Depois da triste coluna desta terça-feira (23), em que um médico da UPA Moacyr Scliar, na zona norte de Porto Alegre, revelou que os pacientes mais jovens, com maior chance de sobrevida, vêm sendo priorizados nas transferências para UTIs, leitores indignados se manifestaram.
Alguns disseram que são os idosos, justamente por correrem mais risco de morrer, que deveriam ser atendidos primeiro. Outros argumentaram que as aglomerações foram promovidas pelos jovens, e agora eles serão premiados mesmo após desrespeitar o distanciamento social. Não é bem assim.
Concordemos ou não, há um certo consenso na comunidade médica internacional em torno desses critérios – que, é bom frisar, jamais poderiam ser aplicados em condições normais; eles norteiam apenas momentos de crise. Segundo o vice-presidente do Conselho Regional de Medicina (Cremers), Eduardo Trindade, o objetivo é salvar o maior número possível de vidas.
– E, para isso acontecer, quando os recursos disponíveis são muito menores do que a demanda, a prioridade é tentar salvar quem tem mais chance de se salvar – afirma Trindade.
Em junho do ano passado, antevendo a possibilidade de um colapso no sistema de saúde, o Cremers publicou uma resolução detalhando essas diretrizes. Em resumo, quanto mais comorbidades o paciente tiver – desde hipertensão até câncer, passando por doenças cardíacas e diabetes –, maior será a espera pela UTI. Outro critério é o estado clínico da pessoa: se a morte é iminente, ela vai mais para o fim da fila.
Mas e a idade? O texto do Cremers ressalta que o Conselho Federal de Medicina (CFM) repudia qualquer tipo de discriminação na seleção de pacientes. Mas o mesmo CFM também defende priorizar quem tiver mais chance de recuperação. Baseada nisso, a resolução do Cremers alega o seguinte: "Todas as séries de pacientes publicadas até o momento identificam a faixa etária como um preditor fidedigno de maior mortalidade. Na verdade, 3/4 das mortes ocorrerão em pacientes acima de 70-75 anos".
É uma experiência terrível que nenhum profissional de saúde vivenciou no último século.
FABIANO NAGEL
Médico intensivista
Ou seja, os mais velhos, de fato, têm desvantagem na busca por leito.

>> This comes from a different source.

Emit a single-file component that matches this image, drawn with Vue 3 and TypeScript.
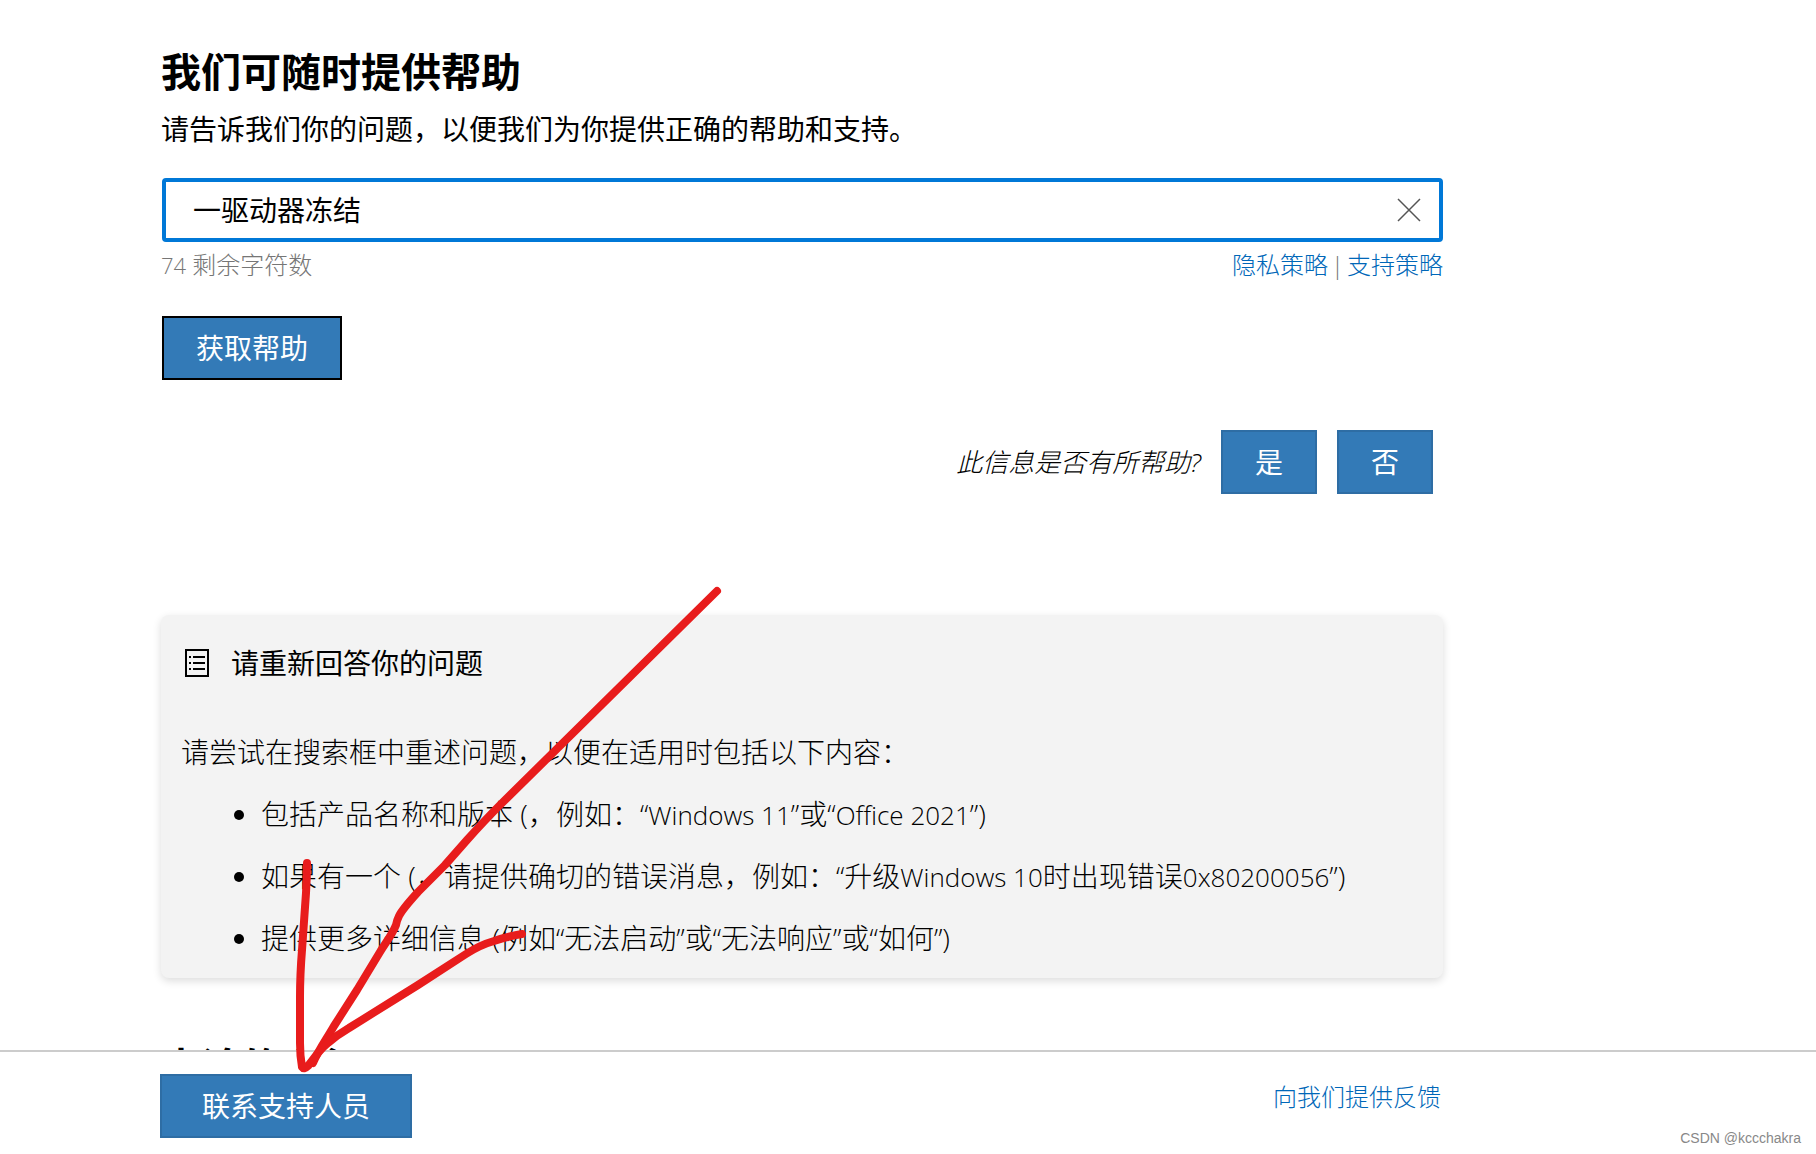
<script setup lang="ts">
import { ref } from 'vue'

const maxLength = 80
const query = ref('一驱动器冻结')
const remaining = () => maxLength - query.value.length

const tips: string[] = [
  '包括产品名称和版本 (，例如：“Windows 11”或“Office 2021”)',
  '如果有一个 (，请提供确切的错误消息，例如：“升级Windows 10时出现错误0x80200056”)',
  '提供更多详细信息 (例如“无法启动”或“无法响应”或“如何”)',
]

// Odd entries are the Latin runs, which are set slightly smaller than the Chinese text.
const runs = (text: string) => text.split(/([A-Za-z0-9][A-Za-z0-9 ]*)/)
</script>

<template>
  <div class="page">
    <main class="content">
      <h1>我们可随时提供帮助</h1>
      <label class="intro" for="query">请告诉我们你的问题，以便我们为你提供正确的帮助和支持。</label>

      <div class="search">
        <input id="query" v-model="query" type="text" :maxlength="maxLength" />
        <button class="clear" type="button" aria-label="清除" @click="query = ''">
          <svg width="24" height="24" viewBox="0 0 24 24" aria-hidden="true">
            <path d="M1 1 23 23M23 1 1 23" />
          </svg>
        </button>
      </div>

      <div class="meta">
        <span class="count"><span class="digits">{{ remaining() }}</span> 剩余字符数</span>
        <span class="policies"><a href="#privacy">隐私策略</a><span>|</span><a href="#support">支持策略</a></span>
      </div>

      <button class="btn submit" type="button">获取帮助</button>

      <div class="helpful">
        <em>此信息是否有所帮助?</em>
        <button class="btn" type="button">是</button>
        <button class="btn" type="button">否</button>
      </div>

      <section class="card">
        <h2>
          <svg width="26" height="30" viewBox="0 0 26 30" aria-hidden="true">
            <rect x="2" y="2" width="22" height="26" />
            <path d="M9 9H21M9 15H21M9 21H21M5 9H7M5 15H7M5 21H7" />
          </svg>
          请重新回答你的问题
        </h2>
        <p>请尝试在搜索框中重述问题，以便在适用时包括以下内容：</p>
        <ul>
          <li v-for="tip in tips" :key="tip"><span v-for="(run, i) in runs(tip)" :key="i" :class="{ latin: i % 2 === 1 }">{{ run }}</span></li>
        </ul>
      </section>

      <h1 class="next">本论的多行</h1>
    </main>

    <footer class="bar">
      <button class="btn contact" type="button">联系支持人员</button>
      <a class="feedback" href="#feedback">向我们提供反馈</a>
      <span class="watermark">CSDN @kccchakra</span>
    </footer>

    <svg class="arrow" width="450" height="500" viewBox="290 580 450 500" aria-hidden="true">
      <path d="M717 591 500 805C485 820 476 830 467 840L445 865 418 892C408 903 402 910 399 916Q397 920 396 925C392 935 386 942 380 952L357 990 334 1026C326 1040 319 1049 313 1063" />
      <path d="M307 863Q307 878 306 893L302 950Q300 975 300 997V1043Q300 1056 302 1067Q304 1070 308 1066L318 1053Q323 1047 328 1043Q337 1035 349 1028L418 985 466 954Q480 945 494 941 508 936 522 934" />
    </svg>
  </div>
</template>

<style>
body {
  margin: 0;
  background: #fff;
}
</style>

<style scoped>
.page {
  position: relative;
  display: flex;
  flex-direction: column;
  height: 100vh;
  overflow: hidden;
  box-sizing: border-box;
  color: #000;
  font-family: 'Open Sans', 'Noto Sans CJK SC', sans-serif;
  font-size: 28px;
  font-weight: 300;
  line-height: 40px;
}

.content {
  flex: 1;
  min-height: 0;
  overflow: hidden;
  padding: 44px 373px 0 161px;
}

h1 {
  margin: 0;
  font-size: 40px;
  font-weight: 700;
  line-height: 56px;
}

.intro {
  display: block;
  margin: 8px 0 28px;
  font-weight: 400;
  line-height: 42px;
}

.search {
  display: flex;
  align-items: center;
  box-sizing: border-box;
  height: 64px;
  margin-left: 1px;
  padding: 0 18px 0 27px;
  border: 4px solid #0078d7;
  border-radius: 4px;
}

.search input {
  flex: 1;
  min-width: 0;
  padding: 0;
  border: 0;
  outline: 0;
  background: none;
  color: #000;
  font: inherit;
  font-weight: 400;
}

.clear {
  display: flex;
  padding: 0;
  border: 0;
  background: none;
}

.clear path {
  fill: none;
  stroke: #555;
  stroke-width: 1.5;
}

.meta {
  display: flex;
  justify-content: space-between;
  margin: 7px 0 35px;
  color: #767676;
  font-size: 24px;
  line-height: 32px;
}

.digits {
  font-size: 22px;
}

.policies {
  display: flex;
  gap: 3px;
}

a {
  color: #0067b8;
  text-decoration: none;
}

.btn {
  box-sizing: border-box;
  height: 64px;
  padding: 0 32px;
  border: 2px solid #2e6da4;
  border-radius: 0;
  background: #337ab7;
  color: #fff;
  font: inherit;
  font-weight: 400;
}

.submit {
  display: block;
  margin-left: 1px;
  border-color: #000;
}

.helpful {
  display: flex;
  align-items: center;
  justify-content: flex-end;
  gap: 20px;
  margin: 50px 10px 121px 0;
}

.helpful em {
  font-size: 26px;
}

.card {
  padding: 28px 20px 20px;
  border-radius: 8px;
  background: #f3f3f3;
  box-shadow: 0 3px 8px rgba(0, 0, 0, 0.14);
}

h2 {
  display: flex;
  align-items: center;
  gap: 21px;
  margin: 0 0 49px;
  padding-left: 3px;
  font-size: 28px;
  font-weight: 400;
  line-height: 40px;
}

h2 svg {
  fill: none;
  stroke: #000;
  stroke-width: 2;
}

.card p {
  margin: 0 0 22px;
}

ul {
  display: flex;
  flex-direction: column;
  gap: 22px;
  margin: 0;
  padding-left: 80px;
}

.latin {
  font-size: 26px;
  line-height: 1;
}

.next {
  margin-top: 61px;
}

.bar {
  position: relative;
  display: flex;
  align-items: flex-start;
  justify-content: space-between;
  box-sizing: border-box;
  height: 104px;
  padding: 22px 375px 0 160px;
  border-top: 2px solid #ccc;
  background: #fff;
}

.contact {
  padding: 0 40px;
}

.feedback {
  margin-top: 7px;
  font-size: 24px;
  line-height: 32px;
}

.watermark {
  position: absolute;
  right: 15px;
  bottom: 6px;
  color: #888;
  font-family: 'Liberation Sans', sans-serif;
  font-size: 14px;
  font-weight: 400;
  line-height: 20px;
}

.arrow {
  position: absolute;
  top: 580px;
  left: 290px;
  fill: none;
  stroke: #e81c1c;
  stroke-width: 8;
  stroke-linecap: round;
  stroke-linejoin: round;
  pointer-events: none;
}
</style>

A juíza Ana Carolina Morozowski, da 3ª Vara Federal de Curitiba, especializada em saúde, lembra que Alemanha, Reino Unido, Estados Unidos e Canadá estabeleceram protocolos semelhantes.
– Não chegam a ser uma novidade essas diretrizes. Elas existem há muito tempo, inclusive no Brasil, mas não com esse grau de especificações que se fez necessário agora. Em países com catástrofes naturais, por exemplo, quando é impossível atender todos os atingidos ao mesmo tempo, os critérios de prioridade sempre foram bem claros – afirma a magistrada.
O problema é que, em Porto Alegre, havia 86 pacientes aguardando leitos de UTI nesta quarta-feira (24) à tarde. Conforme o chefe da Unidade de Gestão de Paciente Crítico do Hospital de Clínicas, o intensivista Fabiano Nagel, a situação é tão caótica que dificulta até a aplicação do protocolo.
– São dezenas de pacientes com o mesmo quadro clínico, muitos jovens e sem comorbidades, então fica complicado fazer qualquer diferenciação. É uma experiência terrível que nenhum profissional de saúde vivenciou no último século – constata ele.